In complex analysis notes I saw the following argument:
Let $a,b$ be holomorphic s.t. $b(z_0)=0$, $b'(z_0)\neq 0$ and $a(z_0)\neq 0$, for some $z_0$, then:
$Res(\frac{a(z)}{b(z)}, z_0)=\frac{a(z_0)}{b'(z_0)}$.
I don't see where the assumption $a(z_0)\neq 0$ is used.
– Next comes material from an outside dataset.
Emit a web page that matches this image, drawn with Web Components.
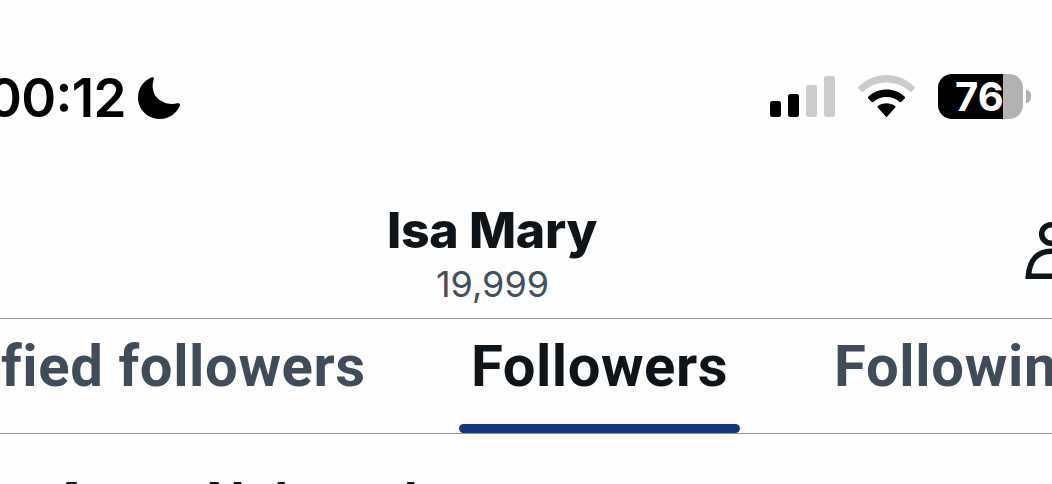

Here how I proved it:
Since $z_0$ is a simple root for $b$, there exists an analytic function $g$ s.t. $b(z)=(z-z_0)g(z)$ and $g(z_0)\neq 0$.
Now, $g(z_0)=lim_{z\to z_0}\frac{b(z)-b(z_0)}{z-z_0}=b'(z_0)$. Therefore,
$Res(\frac{a(z)}{b(z)}, z_0)=\int_{\gamma}\frac{a(z)}{b(z)}dz=\int_{\gamma}\frac{\frac{a(z)}{g(z)}}{(z-z_0)}dz=\frac{a(z_0)}{g(z_0)}=\frac{a(z_0)}{b'(z_0)}$, where $\gamma$ is some circle around $z_0$ and the third equality is from Cauchy's Integral Formula.
What do I do wrong?
Thnks!
If $a(z_0)\neq 0$ then $z_0$ may not be a pole of $\dfrac{a(z)}{b(z)}$ always.
Consider for example the function $\dfrac{z^2}{z}$.